Supplied data:
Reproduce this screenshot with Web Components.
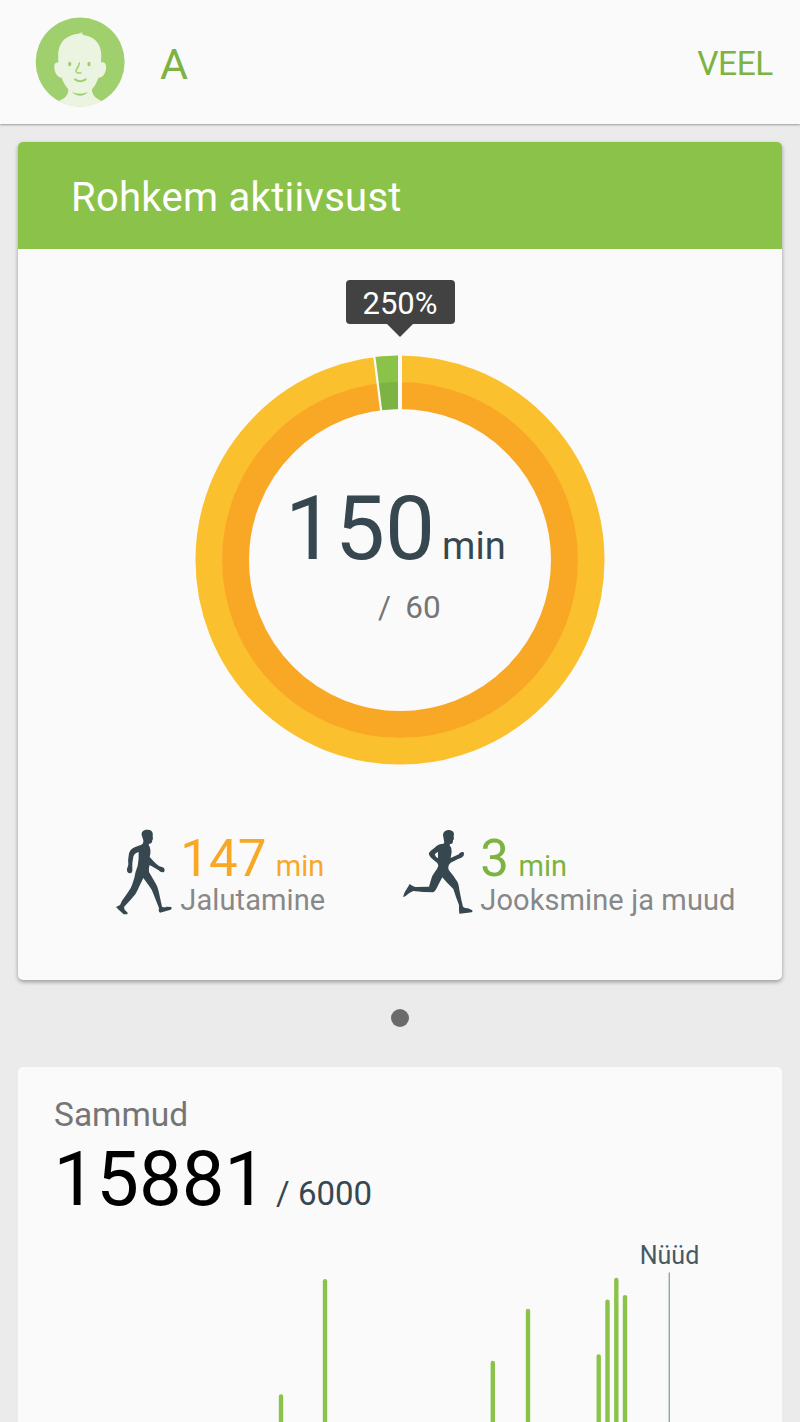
<!DOCTYPE html>
<html lang="et">
<head>
<meta charset="UTF-8">
<meta name="viewport" content="width=device-width, initial-scale=1.0">
<title>Rohkem aktiivsust</title>
<style>
  html, body {
    margin: 0;
    height: 1422px;
    overflow: hidden;
    background-color: #ebebeb;
    font-family: Roboto, "Liberation Sans", sans-serif;
  }
</style>
</head>
<body>
<health-app>
  <app-header name="A" action="VEEL"></app-header>
  <goal-card heading="Rohkem aktiivsust">
    <activity-ring value="150" unit="min" goal="60" percent="250%" share="2"></activity-ring>
    <activity-stat slot="stats" icon="walk" value="147" unit="min" label="Jalutamine" color="#f9a825"></activity-stat>
    <activity-stat slot="stats" icon="run" value="3" unit="min" label="Jooksmine ja muud" color="#7cb342"></activity-stat>
  </goal-card>
  <page-dots></page-dots>
  <steps-card label="Sammud" value="15881" goal="6000">
    <steps-chart now="Nüüd" now-x="651" bars="263:153.3,307:38,474.8:119.7,510:67.7,580.7:113.3,589.5:58.5,598.3:36.8,607:54"></steps-chart>
  </steps-card>
</health-app>

<script>
class HealthApp extends HTMLElement {
  constructor() {
    super();
    this.attachShadow({ mode: 'open' });
    this.shadowRoot.innerHTML = `
      <style>
        :host {
          display: flex;
          flex-direction: column;
          width: 800px;
        }
      </style>
      <slot></slot>
    `;
  }
}

class AppHeader extends HTMLElement {
  constructor() {
    super();
    this.attachShadow({ mode: 'open' });
    this.shadowRoot.innerHTML = `
      <style>
        :host {
          display: flex;
          align-items: center;
          box-sizing: border-box;
          height: 124px;
          padding: 0 27px 0 35px;
          background-color: #fafafa;
          box-shadow: 0 1px 2px rgba(0, 0, 0, 0.35);
          color: #7cb342;
        }

        svg {
          width: 90px;
          height: 90px;
        }

        .name {
          flex: 1;
          margin: 4px 0 0 35px;
          font-size: 43px;
          line-height: 50px;
        }

        .action {
          margin-top: 4px;
          font-size: 33.5px;
          line-height: 40px;
          letter-spacing: -0.4px;
        }
      </style>
      <svg viewBox="105 51 270 270">
        <defs><clipPath id="disc"><circle cx="240.5" cy="186" r="134"/></clipPath></defs>
        <circle cx="240.5" cy="186" r="133.5" fill="#a0cf6e"/>
        <path clip-path="url(#disc)" fill="#ebf4e0" d="M175 188C173 158 176 142 184 130C194 113 212 105 229 102C237 101 242 99 247 95L244 103L250 101L249 105C282 108 303 130 304 165L303 188C314 184 320 193 318 206C316 222 307 234 295 233C290 249 285 257 276 268C276 286 288 296 303 302L310 330H170L176 303C194 297 205 286 205 268C195 256 190 247 185 233C172 232 164 218 163 203C162 191 167 186 175 188Z"/>
        <g fill="#a0cf6e">
          <rect x="204.5" y="185" width="9" height="14" rx="4.5"/>
          <rect x="262.5" y="185" width="9" height="14" rx="4.5"/>
          <path d="M216 276Q240 286 264 276Q241 299 216 276Z"/>
        </g>
        <g fill="none" stroke="#a0cf6e" stroke-linecap="round">
          <path stroke-width="4.5" d="M238 189C237 201 228 206 228 213C228 219 235 220 243 219"/>
          <path stroke-width="6" d="M225 238Q240 249 257 238"/>
        </g>
      </svg>
      <span class="name">${this.getAttribute('name')}</span>
      <span class="action">${this.getAttribute('action')}</span>
    `;
  }
}

class GoalCard extends HTMLElement {
  constructor() {
    super();
    this.attachShadow({ mode: 'open' });
    this.shadowRoot.innerHTML = `
      <style>
        :host {
          display: flex;
          flex-direction: column;
          height: 838px;
          margin: 18px 18px 0;
          border-radius: 5px;
          background-color: #fafafa;
          box-shadow: 0 2px 4px rgba(0, 0, 0, 0.34);
        }

        .heading {
          box-sizing: border-box;
          height: 107px;
          padding: 2px 54px 0 53px;
          border-radius: 5px 5px 0 0;
          background-color: #8bc34a;
          color: #fff;
          font-size: 40px;
          line-height: 107px;
          letter-spacing: 0.28px;
        }

        .ring {
          display: flex;
          justify-content: center;
          padding-top: 106px;
        }

        .stats {
          display: grid;
          grid-template-columns: 287px auto;
          padding: 64px 0 0 97px;
        }
      </style>
      <div class="heading">${this.getAttribute('heading')}</div>
      <div class="ring"><slot></slot></div>
      <div class="stats"><slot name="stats"></slot></div>
    `;
  }
}

class ActivityRing extends HTMLElement {
  constructor() {
    super();
    this.attachShadow({ mode: 'open' });
    this.shadowRoot.innerHTML = `
      <style>
        :host {
          display: grid;
          position: relative;
          width: 410px;
          height: 410px;
        }

        svg, .center {
          grid-area: 1 / 1;
        }

        .center {
          display: flex;
          flex-direction: column;
          padding-top: 122px;
          color: #37474f;
        }

        .total {
          padding-left: 90px;
          font-size: 89px;
          line-height: 104px;
          white-space: nowrap;
        }

        .unit {
          margin-left: 7px;
          font-size: 38px;
          line-height: 0;
        }

        .goal {
          margin-top: 9px;
          padding-left: 183px;
          font-size: 31.5px;
          line-height: 36px;
          color: #757575;
          word-spacing: 6.5px;
        }

        .tooltip {
          position: absolute;
          top: -75px;
          left: 150.5px;
          width: 109px;
          height: 44px;
          border-radius: 4px;
          background-color: #424242;
          color: #fff;
          font-size: 31px;
          line-height: 47px;
          text-align: center;
        }

        .tooltip::after {
          content: "";
          position: absolute;
          top: 44px;
          left: 41px;
          border: 13.5px solid transparent;
          border-top-color: #424242;
          border-bottom: 0;
        }
      </style>
      <svg viewBox="-205 -205 410 410">
        <g fill="none" stroke-width="27">
          <circle r="191" stroke="#fbc02d"/>
          <circle r="164.5" stroke="#f9a825"/>
          <g class="share"></g>
        </g>
        <path d="M0 -207V-148" stroke="#fafafa" stroke-width="4"/>
        <path class="edge" d="M0 -207V-148" stroke="#fafafa" stroke-width="2.2"/>
      </svg>
      <div class="center">
        <div class="total">${this.getAttribute('value')}<span class="unit">${this.getAttribute('unit')}</span></div>
        <div class="goal">/ ${this.getAttribute('goal')}</div>
      </div>
      <div class="tooltip">${this.getAttribute('percent')}</div>
    `;
    this.drawShare(Number(this.getAttribute('share')));
  }

  // second activity, drawn back from twelve o'clock
  drawShare(percent) {
    const angle = percent * 3.6;
    const rad = angle * Math.PI / 180;
    const arc = (r, color) =>
      `<path stroke="${color}" d="M${-r * Math.sin(rad)} ${-r * Math.cos(rad)}A${r} ${r} 0 0 1 0 ${-r}"/>`;
    this.shadowRoot.querySelector('.share').innerHTML = arc(191, '#8bc34a') + arc(164.5, '#7cb342');
    this.shadowRoot.querySelector('.edge').setAttribute('transform', `rotate(${-angle})`);
  }
}

const ICONS = {
  walk: {
    box: '45 28 175 260',
    path: 'M125 46C123 34 134 29 144 30C156 31 160 38 158 50L159 58L157 61C157 69 153 73 147 72L146 76C152 84 153 98 149 112L160 124Q168 133 178 140L188 143C194 145 196 152 192 157C186 160 180 156 176 152L149 136Q145 146 147 157L168 193Q174 203 176 215L186 261Q194 264 200 261L214 262Q217 267 212 270L196 275L180 279L176 274L177 265L160 222Q157 212 148 200L130 175L118 200Q112 214 106 224L92 240L72 262L74 270L83 279L82 284H71L56 270L48 262L60 256L66 243L84 218Q93 206 96 196L103 175Q105 158 113 138Q117 118 116 97Q103 101 100 111L97 130L97 148C98 156 95 161 90 161C83 161 80 155 81 148L85 135Q83 122 86 108Q88 88 104 83L122 76Q131 74 130 62Z'
  },
  run: {
    box: '36 28 214 260',
    path: 'M160 52C156 38 166 31 177 31C190 32 194 40 191 50L192 58L189 62C190 70 186 74 180 73L179 77Q186 84 185 97L182 115L200 107L207 104C207 98 217 95 221 98C224 106 220 112 214 114L204 118L182 129Q175 134 175 142Q174 148 178 153L190 168L202 186Q206 192 208 210L214 240L219 261Q226 267 234 266L247 272Q249 276 245 278L228 280L208 282L207 270V256L198 232L190 208L170 188L157 173L145 195Q138 212 130 218L100 217L70 214L58 220L46 230L39 232L44 218L56 198L59 193L68 199L76 202L117 201L122 184Q126 166 135 156Q143 146 145 138Q144 132 141 129L130 120Q114 107 117 99Q122 92 134 84Q146 72 156 73Q165 73 162 63ZM144 96L134 104Q137 113 144 116Z'
  }
};

class ActivityStat extends HTMLElement {
  constructor() {
    super();
    const icon = ICONS[this.getAttribute('icon')];
    const width = icon.box.split(' ')[2] / 3;
    this.attachShadow({ mode: 'open' });
    this.shadowRoot.innerHTML = `
      <style>
        :host {
          display: flex;
          white-space: nowrap;
        }

        svg {
          height: 86.67px;
          fill: #37474f;
          fill-rule: evenodd;
        }

        .text {
          margin-left: 7px;
        }

        .value {
          font-size: 51px;
          line-height: 60px;
        }

        .unit {
          margin-left: 9.5px;
          font-size: 29px;
          line-height: 0;
        }

        .label {
          margin-top: -5px;
          font-size: 29px;
          line-height: 33px;
          letter-spacing: 0.1px;
          color: #888;
        }
      </style>
      <svg viewBox="${icon.box}" style="width: ${width}px"><path d="${icon.path}"/></svg>
      <div class="text">
        <div class="value" style="color: ${this.getAttribute('color')}">${this.getAttribute('value')}<span class="unit">${this.getAttribute('unit')}</span></div>
        <div class="label">${this.getAttribute('label')}</div>
      </div>
    `;
  }
}

class PageDots extends HTMLElement {
  constructor() {
    super();
    this.attachShadow({ mode: 'open' });
    this.shadowRoot.innerHTML = `
      <style>
        :host {
          display: flex;
          justify-content: center;
          padding: 28.5px 0 40px;
        }

        span {
          width: 18px;
          height: 18px;
          border-radius: 50%;
          background-color: #6b6b6b;
        }
      </style>
      <span></span>
    `;
  }
}

class StepsCard extends HTMLElement {
  constructor() {
    super();
    this.attachShadow({ mode: 'open' });
    this.shadowRoot.innerHTML = `
      <style>
        :host {
          display: flex;
          flex-direction: column;
          height: 356px;
          margin: 0 18px;
          border-radius: 5px 5px 0 0;
          background-color: #fafafa;
          overflow: hidden;
        }

        .label {
          padding: 28.5px 0 0 36px;
          font-size: 33.5px;
          line-height: 40px;
          color: #757575;
        }

        .value {
          padding-left: 35.5px;
          font-size: 76px;
          line-height: 88px;
          color: #000;
        }

        .goal {
          margin-left: 9px;
          font-size: 33px;
          line-height: 0;
          color: #37474f;
        }
      </style>
      <div class="label">${this.getAttribute('label')}</div>
      <div class="value">${this.getAttribute('value')}<span class="goal">/ ${this.getAttribute('goal')}</span></div>
      <slot></slot>
    `;
  }
}

class StepsChart extends HTMLElement {
  constructor() {
    super();
    this.attachShadow({ mode: 'open' });
    const nowX = this.getAttribute('now-x');
    // each bar is "x:top", running down below the fold
    const bars = this.getAttribute('bars').split(',').map(bar => {
      const [x, top] = bar.split(':').map(Number);
      return `<path d="M${x} ${top + 2.2}V220"/>`;
    }).join('');
    this.shadowRoot.innerHTML = `
      <style>
        :host {
          display: block;
          margin-top: 18px;
        }

        svg {
          display: block;
        }

        text {
          font-size: 25px;
          fill: #455a64;
          text-anchor: middle;
        }
      </style>
      <svg width="764" height="181" viewBox="0 0 764 181">
        <g stroke="#8bc34a" stroke-width="4.4" stroke-linecap="round">${bars}</g>
        <path d="M${nowX}.3 31.5V181" stroke="#90a4ae" stroke-width="1.4"/>
        <text x="${nowX}.5" y="23.4">${this.getAttribute('now')}</text>
      </svg>
    `;
  }
}

customElements.define('health-app', HealthApp);
customElements.define('app-header', AppHeader);
customElements.define('goal-card', GoalCard);
customElements.define('activity-ring', ActivityRing);
customElements.define('activity-stat', ActivityStat);
customElements.define('page-dots', PageDots);
customElements.define('steps-card', StepsCard);
customElements.define('steps-chart', StepsChart);
</script>
</body>
</html>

Set problem:
Your task is to reproduce exactly the lines from the start of the data above through the line containing "</health-app>", leaving every picture out.

Task output:
Reproduce this screenshot with Web Components.
<!DOCTYPE html>
<html lang="et">
<head>
<meta charset="UTF-8">
<meta name="viewport" content="width=device-width, initial-scale=1.0">
<title>Rohkem aktiivsust</title>
<style>
  html, body {
    margin: 0;
    height: 1422px;
    overflow: hidden;
    background-color: #ebebeb;
    font-family: Roboto, "Liberation Sans", sans-serif;
  }
</style>
</head>
<body>
<health-app>
  <app-header name="A" action="VEEL"></app-header>
  <goal-card heading="Rohkem aktiivsust">
    <activity-ring value="150" unit="min" goal="60" percent="250%" share="2"></activity-ring>
    <activity-stat slot="stats" icon="walk" value="147" unit="min" label="Jalutamine" color="#f9a825"></activity-stat>
    <activity-stat slot="stats" icon="run" value="3" unit="min" label="Jooksmine ja muud" color="#7cb342"></activity-stat>
  </goal-card>
  <page-dots></page-dots>
  <steps-card label="Sammud" value="15881" goal="6000">
    <steps-chart now="Nüüd" now-x="651" bars="263:153.3,307:38,474.8:119.7,510:67.7,580.7:113.3,589.5:58.5,598.3:36.8,607:54"></steps-chart>
  </steps-card>
</health-app>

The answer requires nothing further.